Biodiversity – E.O. Wilson (editor) (National Academy Press, Washington D.C., 1988)
Over 30 years after publication this is still a great collection of essays. I was pleasantly surprised and had my own horizons expanded by the breadth of views on biodiversity they cover – for example, the genetic diversity behind modern monoculture crops like corn, genetic diversity at risk of being lost.
I particularly enjoyed the short reflection by William R. Jordan III on the long experience of ecological restoration at the University of Wisconsin-Madison Arboretum (going back to the Great Depression and Aldo Leopold’s work). Especially since my practical work is mostly around ecological restoration in one way or another. “What good is restoration?”, Jordan asks. “Is it likely to prove merely an academic pursuit or a pastime for environmentalists who happen to be interested in an unusual form of gardening?” Which is a fantastic way to put the question and the tentative answers that follow are also very sharp.
And of course many of the articles are equally thought-provoking. The section on economics, outside my academic expertise (but an area which I have done some reading on) also presented a valuable range of views to consider.
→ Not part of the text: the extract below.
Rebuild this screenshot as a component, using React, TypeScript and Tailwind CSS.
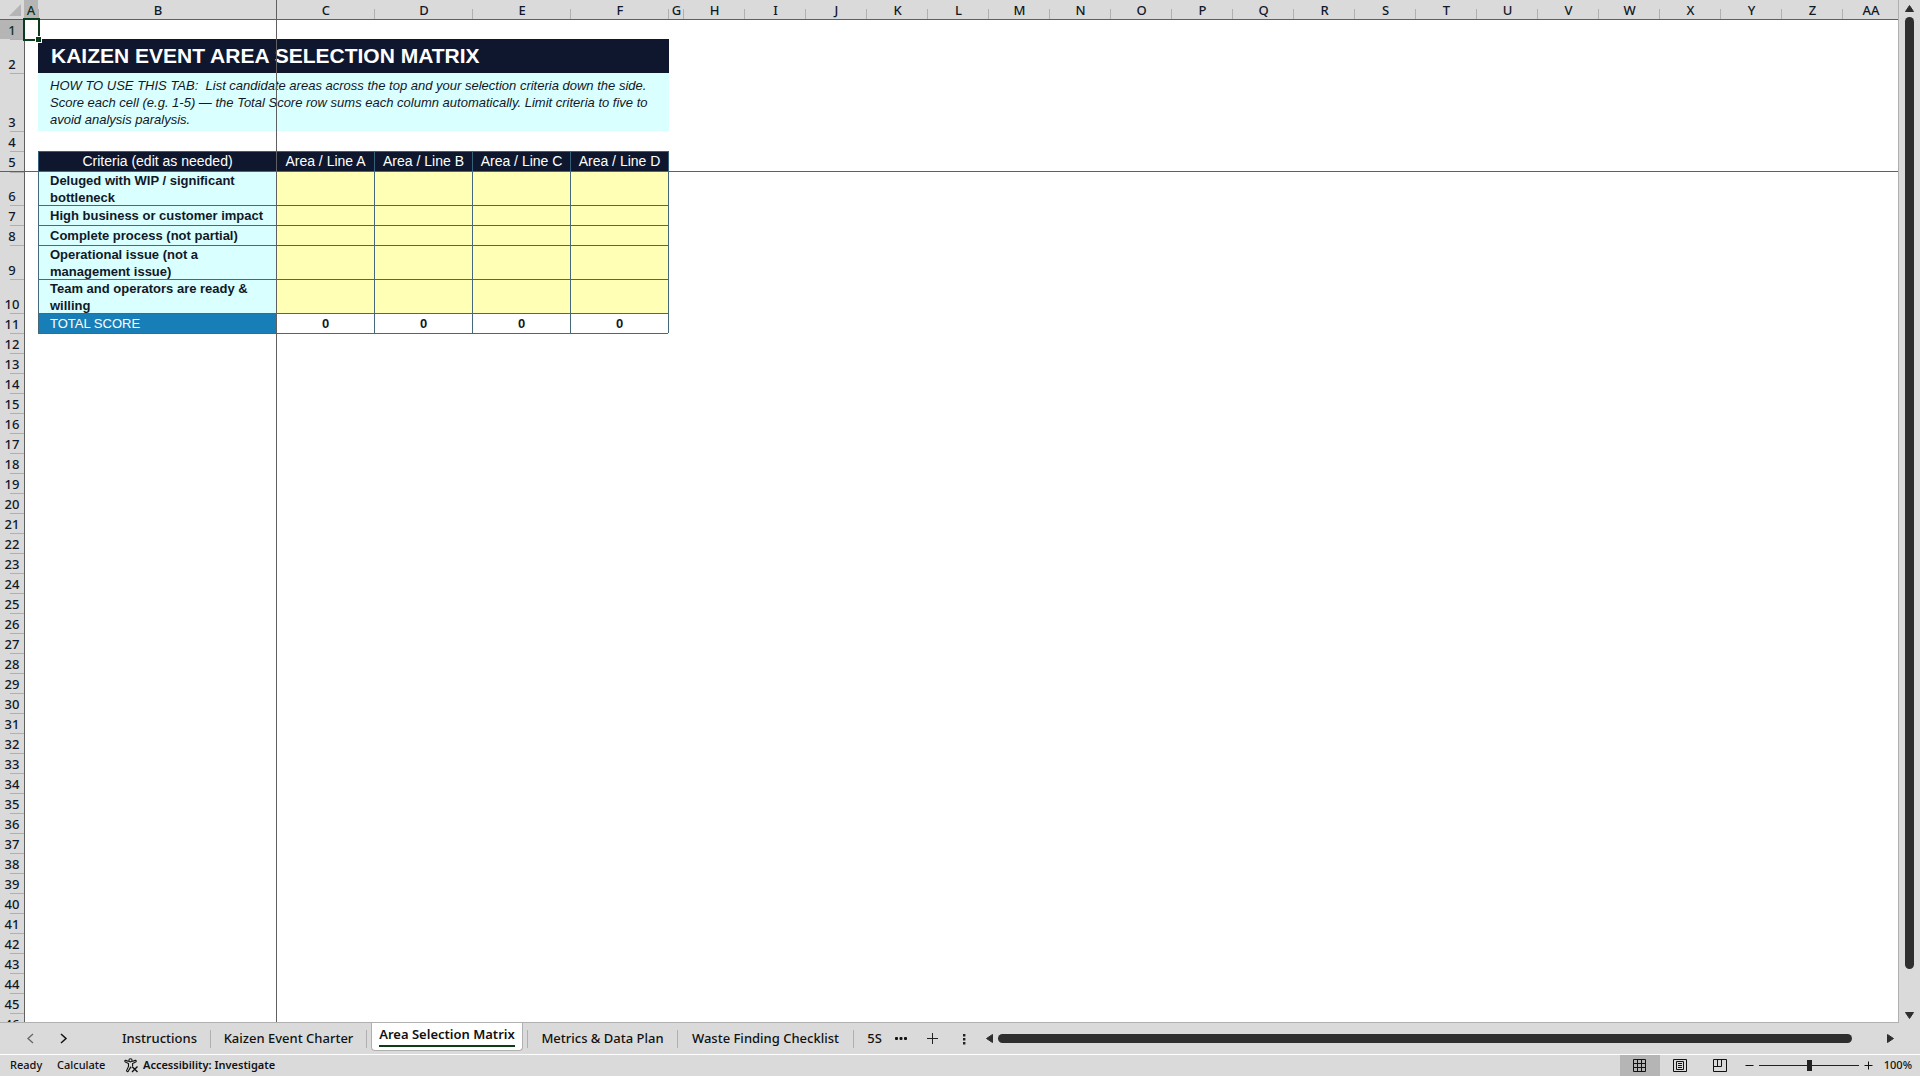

One thing I find annoying crops up in some of the articles, the assumption that human population growth is a driver of ecological degradation. Paul Ehrlich, who of course is famous (outside his ecological work) for promoting this view, opens up his chapter with the observation that “The primary cause of the decay of organic diversity is not direct human exploitation or malevolence, but the habitat destruction that inevitably results from the expansion of human populations and human activities.”
Granted, Ehrlich includes “human activities” as well as population. But the commonality of biologists attributing ecological degradation in some part to human population growth is ongoing now: David Attenborough, Jane Goodall and other prominent biologists and ecologists often mention it. The debate about the usefulness of this attribution has been going on since at least the 1960s and I won’t rehash it all here (read Too Many People? by Angus & Butler for a detailed refutation).
I would like to name the particular attraction of (some) biologists to this theory as The Biologist’s Conceit (or The Biologist’s Folly. Or Fallacy. Something like that). It strikes me that a lot of it comes down to insisting on applying the (completely legitimate) biological concept of carrying capacity to human society. This is technically incorrect, because carrying capacity is only really valid for organisms with a fixed rate of consumption of environmental resources – animals, for example, that live at subsistence. And of course, then, carrying capacity will fluctuate, and populations will rise and fall, as environmental conditions change with climate, season etc.
Human society is no longer at subsistence and has not been for a long time. How we consume environmental resources is not governed by our biology, but by our social organisation, which is not determined by our biology, but rather is an emergent property of it and is far more mutable. This fundamental category error underpins a lot of the other problems with populationist arguments – their historical inaccuracy (Ehrlich’s early dire predictions were proven wrong by experience), and their general uselessness to direct meaningful, humane, non-xenophobic policy (besides that which should be done on its own merits, regardless of effect on population, like empowering, educating and giving a viable income to impoverished women and their communities). Changing human activity is far more effective and meaningful (and less prone to racism and blaming the poor) than trying to engineer changes to our population size.
That is, nevertheless an aside, really – because population growth as a driver of environmental degradation is not actually taken up in any of these articles; I doubt it could be incorporated in a way that would add anything useful; rather it is mentioned as an occasional aside, a shibboleth to be recited more than anything else. The book is, generally, very useful to introduce a very broad range of important topics.